>> START

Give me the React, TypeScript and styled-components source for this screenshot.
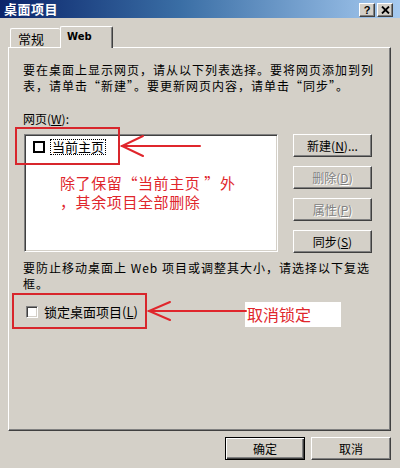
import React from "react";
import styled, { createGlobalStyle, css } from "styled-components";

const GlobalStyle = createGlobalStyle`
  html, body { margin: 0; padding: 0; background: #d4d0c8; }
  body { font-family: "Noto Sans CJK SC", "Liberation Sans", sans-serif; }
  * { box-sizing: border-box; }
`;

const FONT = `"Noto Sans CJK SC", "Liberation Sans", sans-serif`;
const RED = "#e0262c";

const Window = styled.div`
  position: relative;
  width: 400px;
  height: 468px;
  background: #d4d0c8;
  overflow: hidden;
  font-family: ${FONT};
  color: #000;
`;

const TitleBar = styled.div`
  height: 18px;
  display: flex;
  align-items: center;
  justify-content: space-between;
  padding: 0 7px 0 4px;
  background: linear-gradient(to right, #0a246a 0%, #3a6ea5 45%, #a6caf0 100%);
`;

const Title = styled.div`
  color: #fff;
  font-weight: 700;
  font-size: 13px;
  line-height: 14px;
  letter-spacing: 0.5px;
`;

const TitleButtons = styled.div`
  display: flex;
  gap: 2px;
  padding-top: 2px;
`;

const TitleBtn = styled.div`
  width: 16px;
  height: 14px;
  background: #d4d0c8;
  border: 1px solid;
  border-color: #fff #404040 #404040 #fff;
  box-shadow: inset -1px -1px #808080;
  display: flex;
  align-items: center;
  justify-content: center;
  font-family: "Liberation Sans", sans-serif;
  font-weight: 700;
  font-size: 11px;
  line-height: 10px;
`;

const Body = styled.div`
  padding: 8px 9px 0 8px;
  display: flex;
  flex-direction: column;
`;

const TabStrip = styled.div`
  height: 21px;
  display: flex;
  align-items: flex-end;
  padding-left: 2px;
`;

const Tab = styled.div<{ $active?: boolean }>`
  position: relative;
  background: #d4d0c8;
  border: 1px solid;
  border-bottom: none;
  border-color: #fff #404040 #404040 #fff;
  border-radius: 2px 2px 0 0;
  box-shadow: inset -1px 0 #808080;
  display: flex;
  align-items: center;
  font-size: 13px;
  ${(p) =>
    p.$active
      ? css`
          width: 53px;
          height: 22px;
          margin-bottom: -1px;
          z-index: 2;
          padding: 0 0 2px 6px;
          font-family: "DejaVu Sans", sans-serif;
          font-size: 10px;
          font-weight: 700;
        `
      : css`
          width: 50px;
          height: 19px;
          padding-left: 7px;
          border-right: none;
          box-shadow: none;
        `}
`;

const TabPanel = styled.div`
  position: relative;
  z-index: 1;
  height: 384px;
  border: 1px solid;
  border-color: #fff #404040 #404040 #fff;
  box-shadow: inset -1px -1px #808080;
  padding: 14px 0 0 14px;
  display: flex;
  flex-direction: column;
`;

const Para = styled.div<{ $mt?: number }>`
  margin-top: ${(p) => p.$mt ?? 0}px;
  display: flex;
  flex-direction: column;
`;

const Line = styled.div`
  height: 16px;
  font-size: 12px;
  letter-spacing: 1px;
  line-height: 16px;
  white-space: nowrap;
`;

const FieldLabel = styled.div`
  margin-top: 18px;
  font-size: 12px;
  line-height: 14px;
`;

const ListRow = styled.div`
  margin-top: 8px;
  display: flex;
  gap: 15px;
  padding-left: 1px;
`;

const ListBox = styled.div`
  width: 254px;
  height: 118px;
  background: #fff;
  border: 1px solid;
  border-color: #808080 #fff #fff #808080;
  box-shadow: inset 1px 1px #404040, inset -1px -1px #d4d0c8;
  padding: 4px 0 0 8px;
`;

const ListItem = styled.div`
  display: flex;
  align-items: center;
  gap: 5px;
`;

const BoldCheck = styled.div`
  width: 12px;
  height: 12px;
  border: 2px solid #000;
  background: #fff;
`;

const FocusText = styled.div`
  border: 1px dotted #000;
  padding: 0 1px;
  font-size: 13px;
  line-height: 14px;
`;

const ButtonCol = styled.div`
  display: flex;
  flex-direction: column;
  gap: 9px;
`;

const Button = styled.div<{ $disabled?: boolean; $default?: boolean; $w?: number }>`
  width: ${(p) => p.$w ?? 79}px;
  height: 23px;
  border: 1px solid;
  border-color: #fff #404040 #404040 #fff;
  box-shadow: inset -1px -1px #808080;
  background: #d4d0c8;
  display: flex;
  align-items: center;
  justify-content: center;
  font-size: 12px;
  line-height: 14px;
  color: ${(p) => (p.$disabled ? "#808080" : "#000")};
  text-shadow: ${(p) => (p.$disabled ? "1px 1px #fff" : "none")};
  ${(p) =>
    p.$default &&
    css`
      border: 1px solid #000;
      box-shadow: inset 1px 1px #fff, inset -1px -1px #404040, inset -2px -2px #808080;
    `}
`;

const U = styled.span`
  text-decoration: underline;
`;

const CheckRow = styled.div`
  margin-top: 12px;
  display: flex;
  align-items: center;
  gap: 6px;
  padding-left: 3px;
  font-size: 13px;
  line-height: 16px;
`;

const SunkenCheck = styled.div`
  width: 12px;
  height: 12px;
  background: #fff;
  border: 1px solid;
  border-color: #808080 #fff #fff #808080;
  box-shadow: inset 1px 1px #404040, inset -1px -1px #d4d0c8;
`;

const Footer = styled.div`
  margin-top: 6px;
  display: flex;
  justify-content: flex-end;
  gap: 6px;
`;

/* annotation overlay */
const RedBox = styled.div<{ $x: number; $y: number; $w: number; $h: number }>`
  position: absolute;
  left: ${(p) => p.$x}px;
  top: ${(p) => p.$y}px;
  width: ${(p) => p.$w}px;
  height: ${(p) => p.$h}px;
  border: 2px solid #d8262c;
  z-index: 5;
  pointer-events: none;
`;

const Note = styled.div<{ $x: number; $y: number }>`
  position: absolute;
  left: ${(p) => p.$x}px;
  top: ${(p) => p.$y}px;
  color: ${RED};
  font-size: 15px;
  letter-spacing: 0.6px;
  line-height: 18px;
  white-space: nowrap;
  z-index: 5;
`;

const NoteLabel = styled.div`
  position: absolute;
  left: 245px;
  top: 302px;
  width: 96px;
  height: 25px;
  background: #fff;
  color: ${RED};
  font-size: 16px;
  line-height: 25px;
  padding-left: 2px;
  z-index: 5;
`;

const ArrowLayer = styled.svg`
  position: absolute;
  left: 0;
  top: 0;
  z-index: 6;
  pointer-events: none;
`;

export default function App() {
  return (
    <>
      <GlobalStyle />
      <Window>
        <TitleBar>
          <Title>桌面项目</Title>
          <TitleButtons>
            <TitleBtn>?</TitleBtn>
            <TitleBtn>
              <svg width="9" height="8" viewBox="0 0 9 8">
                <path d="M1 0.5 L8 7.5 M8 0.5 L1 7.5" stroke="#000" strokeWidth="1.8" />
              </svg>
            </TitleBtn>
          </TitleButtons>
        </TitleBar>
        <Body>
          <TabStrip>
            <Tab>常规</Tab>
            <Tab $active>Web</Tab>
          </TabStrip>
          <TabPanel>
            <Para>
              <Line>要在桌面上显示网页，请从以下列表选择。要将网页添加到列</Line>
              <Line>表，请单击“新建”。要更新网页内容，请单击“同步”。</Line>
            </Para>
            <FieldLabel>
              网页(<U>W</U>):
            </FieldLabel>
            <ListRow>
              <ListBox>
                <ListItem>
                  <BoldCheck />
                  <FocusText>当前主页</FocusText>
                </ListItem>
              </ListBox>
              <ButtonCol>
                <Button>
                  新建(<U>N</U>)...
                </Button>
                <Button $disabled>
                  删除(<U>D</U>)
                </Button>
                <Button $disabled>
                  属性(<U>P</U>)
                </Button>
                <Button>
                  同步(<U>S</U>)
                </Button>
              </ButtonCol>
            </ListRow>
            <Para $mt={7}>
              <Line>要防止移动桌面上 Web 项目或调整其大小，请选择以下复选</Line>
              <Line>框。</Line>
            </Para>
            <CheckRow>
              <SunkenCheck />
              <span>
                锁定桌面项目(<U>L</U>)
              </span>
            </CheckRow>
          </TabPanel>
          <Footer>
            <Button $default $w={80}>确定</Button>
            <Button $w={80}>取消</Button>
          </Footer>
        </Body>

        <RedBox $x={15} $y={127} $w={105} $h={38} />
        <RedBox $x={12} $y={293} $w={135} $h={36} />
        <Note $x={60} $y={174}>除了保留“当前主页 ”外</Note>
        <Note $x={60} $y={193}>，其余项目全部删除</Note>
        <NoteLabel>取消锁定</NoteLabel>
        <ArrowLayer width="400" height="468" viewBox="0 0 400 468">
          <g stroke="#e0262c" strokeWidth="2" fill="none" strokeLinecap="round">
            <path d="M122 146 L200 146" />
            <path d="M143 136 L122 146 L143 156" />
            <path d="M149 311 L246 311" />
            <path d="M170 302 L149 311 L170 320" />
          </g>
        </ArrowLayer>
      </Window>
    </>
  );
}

>> END

▶ Task to carry out
Search the preceding listing for "components" and extract every line where it is found.

▶ Task output
Give me the React, TypeScript and styled-components source for this screenshot.
import styled, { createGlobalStyle, css } from "styled-components";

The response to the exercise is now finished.